Both demonstrators were made of an open-ended copper tube (alloy type CW024A, outer diameter of 10 mm, inner diameter of 8 mm and total length of 1 m) by pinching off the ends. All heaters were made of a Constantan (Cu-Ni44) heating wire with a diameter of 0.2 mm. Prior to winding the wire around the heat pipe, thin Kapton tape from CMC Klebetechnik (thickness of 50 µm, thermal conductivity of 0.46 W/mK) was wrapped around the heat pipe as an electrically insulating bottom layer. The heating wires were connected to adjustable electrical power supplies. Cooling at the condenser was accomplished by a water cooling block with a length of 12 cm into which the heat pipe was fully inserted (i.e., the condenser length was also 12 cm). The cooling block consisted of a cuboid box with a water inlet and outlet and no separate cooling channels, i.e., the cooling water flowed directly around the heat pipe. Cooling water with a temperature of 21 °C was provided by a circulating cooler “Unichiller 007 Olé” from Huber. The heater and adiabatic zone were insulated by a tubular insulation sleeve made of HT/Armaflex, an elastomer foam provided by Armacell Enterprises [12]. The insulation had a nominal thermal conductivity of 0.042 W/mK at 40 °C and an insulation thickness of 35 mm. The temperature along the demonstrator was measured by calibrated fine wire thermocouples arranged along the axis of the heat switch. The thermocouples were obtained from TC Mess- und Regeltechnik GmbH and were attached to the heat pipe wall using Kapton tape. The temperature was recorded in dependence of time with data loggers from Graphtec and a sampling interval of 200 ms. All obtained thermal data were processed with MATLAB scripts.

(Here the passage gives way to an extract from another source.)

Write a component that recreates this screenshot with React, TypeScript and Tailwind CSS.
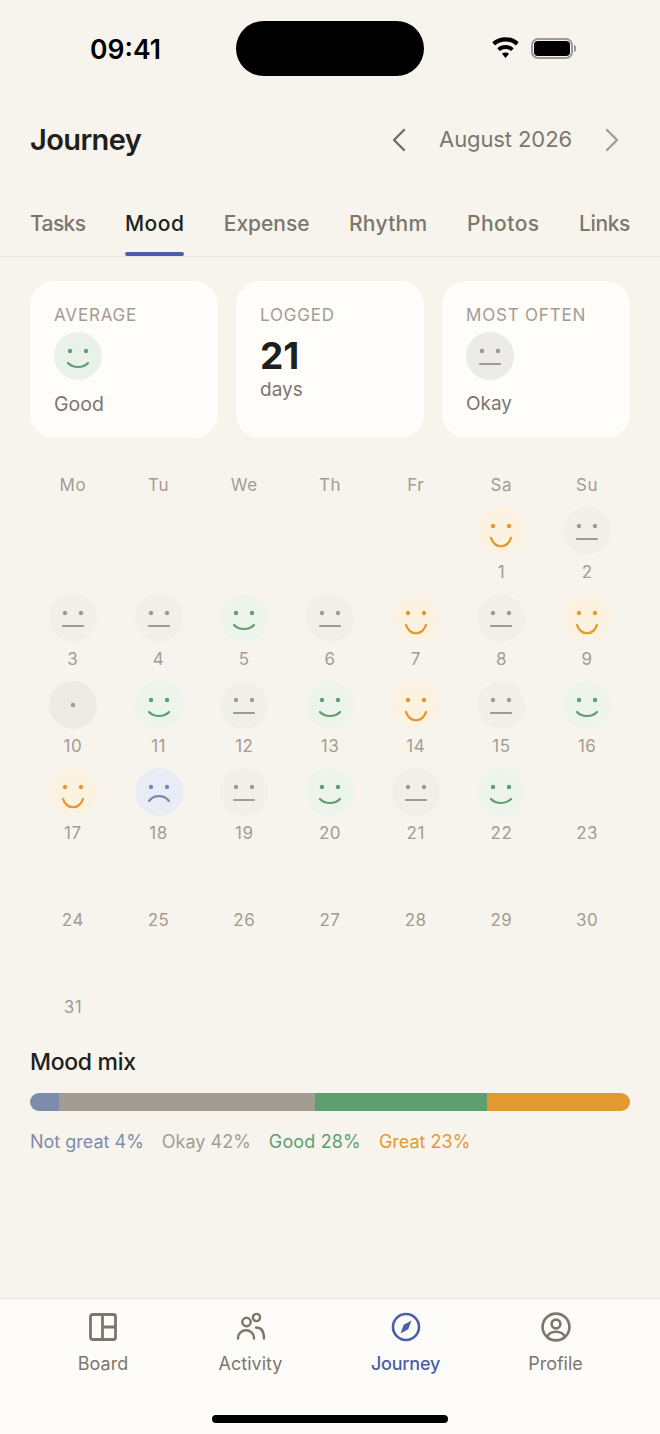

Prior to the experiments, the used sorbent TAPSO-34 was prepared as described in Section 2.1 and filled into an air-tight container. At the site of the experiment, the sorbent was taken out of the container and immediately filled into the demonstrator. Then, the demonstrator was evacuated for ca. 15 min via a turbopump connected by the ball valve shown in Figure 2. During the evacuation sequence, the adsorbent was kept at a temperature below 0 °C to avoid water desorption and subsequent removal from the system by the vacuum pump system. After the evacuation was finished, the ball valve was closed. During the experiments with the heat pipe, the valve was heated to a temperature of 55 °C in order to avoid water deposition in the valve. For Siphon-2, prior to each experimental session, the ball valve was opened for ca. 1 s to extract non-condensable gases that potentially accumulated in the demonstrator between subsequent experimental sessions. Experiments with Siphon-1 were carried out for sorbent fillings corresponding to saturated sorbent weights of 4 g, 5 g and 6 g. The absolute amounts of water contained in the sorbent can be calculated from the sorbent’s loading of 24.1%.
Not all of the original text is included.